Look through the material below, count the lines containing the word "components", and state only the count.
— Start —
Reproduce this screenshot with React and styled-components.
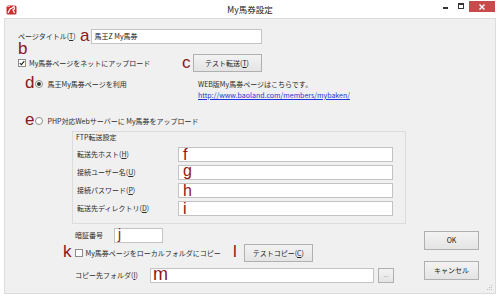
import React from "react";
import styled, { createGlobalStyle } from "styled-components";

const Global = createGlobalStyle`
  html, body { margin: 0; padding: 0; background: #ffffff; }
  body { font-family: "Noto Sans CJK JP", "Noto Sans", sans-serif; }
`;

const Window = styled.div`
  width: 500px;
  height: 298px;
  box-sizing: border-box;
  padding: 0 4px 4px 4px;
  background: #ffffff;
  display: flex;
  flex-direction: column;
  font-family: "Noto Sans CJK JP", "Noto Sans", sans-serif;
  font-size: 7px;
  color: #2a2a2a;
`;

const TitleBar = styled.div`
  height: 18px;
  flex: none;
  display: grid;
  grid-template-columns: 1fr auto 1fr;
  align-items: start;
`;

const AppIcon = styled.svg`
  margin: 5px 0 0 2px;
  width: 11px;
  height: 10px;
`;

const Title = styled.div`
  font-size: 8.5px;
  line-height: 18px;
  color: #222;
`;

const Controls = styled.div`
  justify-self: end;
  display: flex;
  align-items: flex-start;
  margin-right: 1px;
`;

const MinBtn = styled.div`
  width: 5px;
  height: 1.5px;
  background: #333;
  margin: 7px 10px 0 0;
`;

const MaxBtn = styled.div`
  width: 4px;
  height: 3px;
  border: 1px solid #333;
  border-top-width: 2px;
  margin: 3px 5px 0 0;
`;

const CloseBtn = styled.div`
  width: 26px;
  height: 11px;
  margin-top: 1px;
  background: #c94a4a;
  display: flex;
  align-items: center;
  justify-content: center;
`;

const Content = styled.div`
  flex: 1;
  position: relative;
  box-sizing: border-box;
  border: 1px solid #dcdcdc;
  background: #f0f0f0;
  display: grid;
  grid-template-columns: 1fr 55px;
  padding: 10px 16px 10px 13px;
`;

const Main = styled.div`
  display: flex;
  flex-direction: column;
`;

const Side = styled.div`
  display: flex;
  flex-direction: column;
  justify-content: flex-end;
  gap: 11px;
  padding-bottom: 3px;
`;

const Row = styled.div`
  display: flex;
  align-items: ${(p) => p.$align || "center"};
  height: ${(p) => p.$h}px;
  margin-top: ${(p) => p.$mt || 0}px;
  margin-left: ${(p) => p.$ml || 0}px;
`;

const TopRow = styled.div`
  display: flex;
  align-items: flex-start;
  margin-top: ${(p) => p.$mt || 0}px;
`;

const Slot = styled.div`
  display: flex;
  align-items: center;
  flex: none;
  width: ${(p) => p.$w}px;
  height: ${(p) => p.$h || 16}px;
  padding-left: ${(p) => p.$pl || 0}px;
  box-sizing: border-box;
`;

const Label = styled.div`
  flex: none;
  width: ${(p) => p.$w}px;
  white-space: nowrap;
  line-height: 11px;
`;

const Text = styled.span`
  white-space: nowrap;
  line-height: 11px;
  margin-left: ${(p) => p.$ml || 0}px;
`;

const Letter = styled.span`
  font-family: "Liberation Sans", Arial, sans-serif;
  font-size: ${(p) => p.$size || 17}px;
  line-height: ${(p) => (p.$lh ? `${p.$lh}px` : 1)};
  color: #8b1717;
  flex: none;
  margin-bottom: ${(p) => p.$lift || 0}px;
  margin-left: ${(p) => p.$ml || 0}px;
`;

const Field = styled.div`
  flex: none;
  box-sizing: border-box;
  width: ${(p) => p.$w}px;
  height: 15px;
  margin-left: ${(p) => p.$ml || 0}px;
  background: #ffffff;
  border: 1px solid #c3c3c3;
  display: flex;
  align-items: center;
  padding-left: ${(p) => p.$pl ?? 2}px;
  white-space: nowrap;
  line-height: 11px;
  color: #222;
`;

const Button = styled.div`
  flex: none;
  box-sizing: border-box;
  width: ${(p) => p.$w}px;
  height: ${(p) => p.$h || 18}px;
  margin-left: ${(p) => p.$ml || 0}px;
  border: 1px solid #b0b0b0;
  background: linear-gradient(#f3f3f3, #e4e4e4);
  display: flex;
  align-items: center;
  justify-content: center;
  white-space: nowrap;
  line-height: 11px;
  color: #222;
`;

const Browse = styled(Button)`
  width: 16px;
  height: 15px;
  color: #888;
  font-size: 6px;
  padding-bottom: 2px;
`;

const Box = styled.span`
  flex: none;
  box-sizing: border-box;
  width: 8px;
  height: 8px;
  border: 1px solid #8c8c8c;
  background: #fff;
  border-radius: ${(p) => (p.$round ? "50%" : "0")};
  display: flex;
  align-items: center;
  justify-content: center;
  margin-left: ${(p) => p.$ml || 0}px;
`;

const Dot = styled.span`
  width: 4px;
  height: 4px;
  border-radius: 50%;
  background: #333;
`;

const Info = styled.div`
  display: flex;
  flex-direction: column;
  padding-top: 3px;
  line-height: 11px;
  white-space: nowrap;
`;

const Link = styled.a`
  color: #1d34d8;
  text-decoration: underline;
  line-height: 11px;
`;

const Group = styled.div`
  box-sizing: border-box;
  margin: 2px 0 0 54px;
  width: 334px;
  border: 1px solid #dcdcdc;
  padding: 0 0 7px 3px;
`;

const GroupTitle = styled.div`
  line-height: 11px;
  margin-bottom: 4px;
`;

const GroupGrid = styled.div`
  display: grid;
  grid-template-columns: 102px 215px;
  grid-auto-rows: 15px;
  row-gap: 3px;
  align-items: center;
`;

const GroupLabel = styled.div`
  padding-left: 1px;
  white-space: nowrap;
  line-height: 11px;
`;

const Grip = styled.svg`
  position: absolute;
  right: 2px;
  bottom: 2px;
  width: 6px;
  height: 6px;
`;

function Check({ checked, ml }) {
  return (
    <Box $ml={ml}>
      {checked && (
        <svg width="6" height="6" viewBox="0 0 6 6">
          <path d="M0.8 3.1 L2.4 4.7 L5.3 1.2" fill="none" stroke="#222" strokeWidth="1.1" />
        </svg>
      )}
    </Box>
  );
}

function Radio({ checked, ml }) {
  return <Box $round $ml={ml}>{checked && <Dot />}</Box>;
}

export default function App() {
  return (
    <>
      <Global />
      <Window>
        <TitleBar>
          <AppIcon viewBox="0 0 11 10">
            <rect x="0.5" y="0.5" width="10" height="9" rx="1.5" fill="#cf2b2b" />
            <path d="M2 8 L4 4 L6 3 L8 1.5 L8.5 4 L7 5 L8.5 8" fill="none" stroke="#fff" strokeWidth="1.2" />
            <path d="M1 1.5 L4 1.5" stroke="#f4b0b0" strokeWidth="1" />
          </AppIcon>
          <Title>My馬券設定</Title>
          <Controls>
            <MinBtn />
            <MaxBtn />
            <CloseBtn>
              <svg width="6" height="6" viewBox="0 0 6 6">
                <path d="M0.5 0.5 L5.5 5.5 M5.5 0.5 L0.5 5.5" stroke="#fff" strokeWidth="1.4" />
              </svg>
            </CloseBtn>
          </Controls>
        </TitleBar>
        <Content>
          <Main>
            <Row $h={15}>
              <Label $w={62}>
                ページタイトル(<u>T</u>)
              </Label>
              <Letter $lift={2}>a</Letter>
              <Field $w={171} $ml={2} $pl={2}>
                馬王Z My馬券
              </Field>
            </Row>
            <Row $h={11} $mt={-1} $align="flex-start">
              <Letter $lh={12}>b</Letter>
            </Row>
            <Row $h={18}>
              <Slot $w={164} $h={18}>
                <Check checked />
                <Text $ml={3}>My馬券ページをネットにアップロード</Text>
              </Slot>
              <Letter $lift={2}>c</Letter>
              <Button $w={69} $ml={2}>
                テスト転送(<u>T</u>)
              </Button>
            </Row>
            <TopRow $mt={4}>
              <Slot $w={180} $pl={7}>
                <Letter $lift={4}>d</Letter>
                <Radio checked ml={1} />
                <Text $ml={4}>馬王My馬券ページを利用</Text>
              </Slot>
              <Info>
                <span>WEB版My馬券ページはこちらです。</span>
                <Link href="#">http://www.baoland.com/members/mybaken/</Link>
              </Info>
            </TopRow>
            <Row $h={16} $mt={12}>
              <Slot $w={300} $pl={7}>
                <Letter $lift={4}>e</Letter>
                <Radio ml={1} />
                <Text $ml={4}>PHP対応Webサーバーに My馬券をアップロード</Text>
              </Slot>
            </Row>
            <Group>
              <GroupTitle>FTP転送設定</GroupTitle>
              <GroupGrid>
                <GroupLabel>
                  転送先ホスト(<u>H</u>)
                </GroupLabel>
                <Field $w={215} $pl={4}>
                  <Letter $size={16}>f</Letter>
                </Field>
                <GroupLabel>
                  接続ユーザー名(<u>U</u>)
                </GroupLabel>
                <Field $w={215} $pl={4}>
                  <Letter $size={16} $lift={4}>g</Letter>
                </Field>
                <GroupLabel>
                  接続パスワード(<u>P</u>)
                </GroupLabel>
                <Field $w={215} $pl={4}>
                  <Letter $size={16}>h</Letter>
                </Field>
                <GroupLabel>
                  転送先ディレクトリ(<u>D</u>)
                </GroupLabel>
                <Field $w={215} $pl={4}>
                  <Letter $size={16}>i</Letter>
                </Field>
              </GroupGrid>
            </Group>
            <Row $h={15} $mt={4} $ml={57}>
              <Label $w={39}>暗証番号</Label>
              <Field $w={49} $pl={3}>
                <Letter $size={14} $lift={3}>j</Letter>
              </Field>
            </Row>
            <Row $h={18} $mt={1} $ml={45}>
              <Slot $w={170} $h={18}>
                <Letter $lift={4}>k</Letter>
                <Check ml={3} />
                <Text $ml={3}>My馬券ページをローカルフォルダにコピー</Text>
              </Slot>
              <Letter $lift={4}>l</Letter>
              <Button $w={69} $ml={7}>
                テストコピー(<u>C</u>)
              </Button>
            </Row>
            <Row $h={15} $mt={6} $ml={57}>
              <Label $w={75}>
                コピー先フォルダ(<u>I</u>)
              </Label>
              <Field $w={224} $pl={2}>
                <Letter $size={18} $lift={3}>m</Letter>
              </Field>
              <Browse $ml={4}>...</Browse>
            </Row>
          </Main>
          <Side>
            <Button $w={55} $h={19}>OK</Button>
            <Button $w={55} $h={19}>キャンセル</Button>
          </Side>
          <Grip viewBox="0 0 6 6">
            <rect x="4" y="0" width="1" height="1" fill="#bbb" />
            <rect x="2" y="2" width="1" height="1" fill="#bbb" />
            <rect x="4" y="2" width="1" height="1" fill="#bbb" />
            <rect x="0" y="4" width="1" height="1" fill="#bbb" />
            <rect x="2" y="4" width="1" height="1" fill="#bbb" />
            <rect x="4" y="4" width="1" height="1" fill="#bbb" />
          </Grip>
        </Content>
      </Window>
    </>
  );
}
— End —
SOLVED PROBLEM
2